Private Backbones as the Factual Base
The strongest anchor for this theory is real network architecture. Major content providers, cloud platforms, and data-center operators already run private backbone networks that bypass large parts of the public internet. These systems are used for speed, control, reliability, and cost efficiency.
Dead Internet Contrast
The theory is typically paired with Dead Internet rhetoric. Public users are said to receive the slow, ad-heavy, bot-populated, AI-flooded version of the web, while the elite layer is cleaner, faster, and less socially polluted. Under this contrast, the public internet functions almost as a decoy or degraded commons.
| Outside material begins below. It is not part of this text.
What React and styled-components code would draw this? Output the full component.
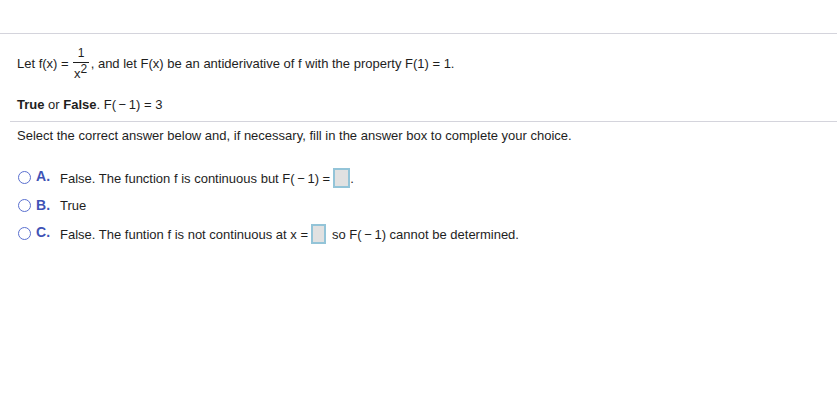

Enterprise-Only Connectivity
Recent projects aimed at governments, data centers, and business clients strengthened this theory further. When new satellite constellations or fiber systems are explicitly designed for enterprise rather than public access, supporters treat them as evidence that a second tier of connectivity is being built in plain sight.
Why the Theory Endures
The theory persists because it does not need to invent private networking from nothing. Dedicated dark fiber, private mobile networks, content-provider backbones, and closed enterprise communications are all real. The leap is in claiming that these systems have already coalesced into a hidden class internet.
Legacy
The Under-Net theory transforms ordinary network stratification into a civilizational split. It imagines two internets operating side by side: one slow, synthetic, and public-facing; the other fast, private, and reserved for those who can buy or command direct access to the real digital sphere.